Europe's earnings season has so far churned out generally positive results -- something that could help regional stocks continue to outshine their U.S. and Japanese peers in the coming months.
On Wednesday, German automaker Volkswagen unveiled a 17 percent jump in first-quarter operating profit on cost cuts and improving demand in Europe. Meanwhile, the U.K.'s biggest household goods retailer – Home Retail Group – posted a 14 percent rise in annual profit.
Of the 107 European companies that reported earnings up to Monday's close, 60 beat sales estimates, while 18 missed, Barclays said in a note on Wednesday. Some 25 firms beat estimates on earnings per share (EPS), while 16 missed.
"The median sales and earnings surprise is a strong 1.4 percent and 2.8 percent respectively," Barclays said.

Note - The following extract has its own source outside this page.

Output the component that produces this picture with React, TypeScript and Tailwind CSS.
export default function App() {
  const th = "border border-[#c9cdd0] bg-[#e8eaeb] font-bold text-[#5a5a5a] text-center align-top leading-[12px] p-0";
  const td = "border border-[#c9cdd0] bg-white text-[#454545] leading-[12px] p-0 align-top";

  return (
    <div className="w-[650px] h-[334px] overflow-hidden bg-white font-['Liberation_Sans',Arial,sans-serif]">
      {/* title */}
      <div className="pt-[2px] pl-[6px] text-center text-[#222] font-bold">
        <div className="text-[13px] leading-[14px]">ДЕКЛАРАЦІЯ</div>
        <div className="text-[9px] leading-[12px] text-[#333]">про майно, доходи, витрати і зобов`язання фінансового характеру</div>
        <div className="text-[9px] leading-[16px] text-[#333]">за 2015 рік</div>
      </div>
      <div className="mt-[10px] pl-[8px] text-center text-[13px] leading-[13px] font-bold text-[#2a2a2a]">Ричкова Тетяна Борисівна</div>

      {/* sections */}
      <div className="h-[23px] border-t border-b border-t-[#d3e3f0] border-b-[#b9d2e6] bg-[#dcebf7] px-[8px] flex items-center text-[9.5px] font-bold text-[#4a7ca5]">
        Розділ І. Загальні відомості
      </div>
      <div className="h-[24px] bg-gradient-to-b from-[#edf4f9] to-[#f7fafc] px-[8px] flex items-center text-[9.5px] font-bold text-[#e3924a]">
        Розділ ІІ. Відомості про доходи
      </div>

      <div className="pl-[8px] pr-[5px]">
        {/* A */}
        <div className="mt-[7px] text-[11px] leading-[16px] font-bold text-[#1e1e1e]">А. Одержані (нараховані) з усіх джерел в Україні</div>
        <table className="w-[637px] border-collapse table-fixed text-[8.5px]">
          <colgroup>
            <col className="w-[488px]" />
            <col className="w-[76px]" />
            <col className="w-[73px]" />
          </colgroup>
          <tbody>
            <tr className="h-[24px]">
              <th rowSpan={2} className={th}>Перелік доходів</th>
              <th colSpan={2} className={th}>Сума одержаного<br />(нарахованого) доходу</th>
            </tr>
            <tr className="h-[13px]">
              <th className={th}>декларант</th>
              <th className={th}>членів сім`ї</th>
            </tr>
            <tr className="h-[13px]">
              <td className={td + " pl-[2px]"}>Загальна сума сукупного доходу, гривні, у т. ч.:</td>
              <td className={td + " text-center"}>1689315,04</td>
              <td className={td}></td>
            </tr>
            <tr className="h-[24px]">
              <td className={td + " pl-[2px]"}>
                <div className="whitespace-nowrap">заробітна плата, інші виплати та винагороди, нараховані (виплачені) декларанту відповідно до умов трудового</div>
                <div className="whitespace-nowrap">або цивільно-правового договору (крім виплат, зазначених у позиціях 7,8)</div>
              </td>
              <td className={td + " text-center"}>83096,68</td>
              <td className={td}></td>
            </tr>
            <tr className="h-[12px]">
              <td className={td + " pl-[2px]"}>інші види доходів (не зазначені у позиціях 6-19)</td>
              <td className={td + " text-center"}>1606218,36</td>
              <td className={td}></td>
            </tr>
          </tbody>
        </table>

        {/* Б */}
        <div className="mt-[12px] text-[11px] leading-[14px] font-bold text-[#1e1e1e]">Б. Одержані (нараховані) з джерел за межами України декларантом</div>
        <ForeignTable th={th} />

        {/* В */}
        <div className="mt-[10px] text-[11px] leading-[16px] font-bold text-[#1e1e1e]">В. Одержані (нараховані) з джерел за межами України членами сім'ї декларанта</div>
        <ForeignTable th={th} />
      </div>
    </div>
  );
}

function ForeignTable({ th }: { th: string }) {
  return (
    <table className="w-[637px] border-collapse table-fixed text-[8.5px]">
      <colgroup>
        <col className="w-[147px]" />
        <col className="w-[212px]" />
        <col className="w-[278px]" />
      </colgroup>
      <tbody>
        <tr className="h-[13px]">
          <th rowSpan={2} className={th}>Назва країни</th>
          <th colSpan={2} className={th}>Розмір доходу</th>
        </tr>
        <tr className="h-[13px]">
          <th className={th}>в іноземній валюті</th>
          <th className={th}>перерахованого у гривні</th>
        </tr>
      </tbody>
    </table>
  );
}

Aided by a 20 percent fall in the euro's value against the dollar in the past year, a 40 percent slide in oil prices since last June and a one trillion euro ($1.10 trillion) stimulus package from the European Central Bank, European equity markets have had a stellar start to 2015.

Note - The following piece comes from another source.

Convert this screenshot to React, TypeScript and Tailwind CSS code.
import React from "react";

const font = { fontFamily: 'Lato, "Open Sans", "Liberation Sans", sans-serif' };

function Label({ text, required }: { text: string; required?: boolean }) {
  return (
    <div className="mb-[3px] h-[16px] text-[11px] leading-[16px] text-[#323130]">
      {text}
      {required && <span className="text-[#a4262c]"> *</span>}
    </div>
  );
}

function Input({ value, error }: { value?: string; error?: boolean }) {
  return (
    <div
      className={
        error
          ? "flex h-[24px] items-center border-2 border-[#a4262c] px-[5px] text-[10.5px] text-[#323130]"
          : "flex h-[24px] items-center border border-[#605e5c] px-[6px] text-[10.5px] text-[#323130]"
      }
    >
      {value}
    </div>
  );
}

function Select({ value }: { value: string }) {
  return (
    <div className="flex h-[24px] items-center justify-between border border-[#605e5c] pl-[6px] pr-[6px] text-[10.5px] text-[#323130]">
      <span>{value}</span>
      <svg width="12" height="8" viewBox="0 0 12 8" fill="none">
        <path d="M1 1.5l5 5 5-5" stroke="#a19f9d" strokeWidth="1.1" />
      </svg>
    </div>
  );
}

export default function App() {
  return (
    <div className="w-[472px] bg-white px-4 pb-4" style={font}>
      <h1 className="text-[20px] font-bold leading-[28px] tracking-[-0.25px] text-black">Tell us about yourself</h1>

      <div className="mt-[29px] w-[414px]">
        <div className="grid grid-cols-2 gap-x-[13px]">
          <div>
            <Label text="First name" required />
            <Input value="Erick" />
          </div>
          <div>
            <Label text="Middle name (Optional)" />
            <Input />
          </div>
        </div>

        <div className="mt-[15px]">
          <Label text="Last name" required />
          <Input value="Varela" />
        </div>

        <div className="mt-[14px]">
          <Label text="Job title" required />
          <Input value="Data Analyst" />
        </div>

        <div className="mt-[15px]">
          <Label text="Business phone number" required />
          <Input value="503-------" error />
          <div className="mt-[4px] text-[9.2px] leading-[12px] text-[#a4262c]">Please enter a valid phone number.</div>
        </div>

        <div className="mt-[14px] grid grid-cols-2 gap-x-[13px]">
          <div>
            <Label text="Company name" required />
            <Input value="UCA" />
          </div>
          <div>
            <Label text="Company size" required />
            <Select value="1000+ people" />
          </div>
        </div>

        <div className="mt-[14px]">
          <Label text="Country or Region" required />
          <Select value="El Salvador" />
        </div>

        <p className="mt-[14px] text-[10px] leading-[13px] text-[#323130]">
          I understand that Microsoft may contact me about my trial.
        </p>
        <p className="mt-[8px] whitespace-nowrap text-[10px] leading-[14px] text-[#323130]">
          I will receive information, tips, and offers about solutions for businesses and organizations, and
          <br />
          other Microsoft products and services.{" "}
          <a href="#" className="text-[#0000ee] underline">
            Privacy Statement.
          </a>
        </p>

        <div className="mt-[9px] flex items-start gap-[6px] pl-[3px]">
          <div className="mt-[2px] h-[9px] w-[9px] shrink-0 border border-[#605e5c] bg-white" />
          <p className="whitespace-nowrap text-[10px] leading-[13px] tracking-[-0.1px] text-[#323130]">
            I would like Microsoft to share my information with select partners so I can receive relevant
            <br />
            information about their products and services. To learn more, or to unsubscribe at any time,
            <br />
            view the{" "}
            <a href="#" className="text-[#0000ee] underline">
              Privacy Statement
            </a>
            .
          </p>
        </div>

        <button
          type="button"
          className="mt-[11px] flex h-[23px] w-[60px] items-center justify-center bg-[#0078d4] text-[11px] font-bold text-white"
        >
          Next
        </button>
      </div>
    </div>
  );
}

The pan-European Euro Stoxx 600 index has soared almost 19 percent so far this year, outpacing a 2.7 percent gain in the S&P 500 index of U.S. stocks, and a 15 percent rally in Japan's blue-chip Nikkei.
Analysts had said that in order for European stocks to maintain their momentum, positive news on the earnings front was necessary. This is something that is now starting to materialize.
"We find that the average company that has reported this season has had upgrades to both full-year sales and EPS estimates since the day of announcement," Barclays said. "The long-awaited recovery in earnings seems to be coming through."
Speaking to CNBC Europe's Closing Bell on Monday, Christopher Mahon, director of asset allocation research at Barings, added: "In the equity world, you're still getting dividend yields of 4 percent here in the U.K. and I think that will be increasingly valuable to investors as they scurry around looking for income."
The positive tone to European company earnings compares with some disappointing news from across the Atlantic. Micro-blogging website Twitter, for instance, on Tuesday saw its shares tumble 18 percent after first-quarter sales fell short of estimates.
Ford Motor on Tuesday, meanwhile, posted quarterly earnings and revenue that fell short of analyst expectations, while tech giant Google's quarterly earnings, reported last week, also missed analyst expectations.
According to data from Thomson Reuters, European companies are heading for their best earnings season in four years.
"We re-iterate our forecast for Europe ex-U.K. earnings to grow by 25 percent this year, more than double the consensus," analysts at HSBC said in a note Wednesday.
"We also see this improved earnings outlook driving further global investor interest in European equities, especially relative to the U.S. where earnings are already at a record high and dollar strength is beginning to take its toll," they added.
Still, that's not to say the sailing will be smooth.
Michael Wolf, the CEO of Swedbank, which on Tuesday unveiled first-quarter net earnings above market expectations, told CNBC that the current environment was "challenging."
"We are producing stable results in an environment that is quite challenging and there are so many factors effecting banks right now – low interest rates, deregulation, digitalization," he said.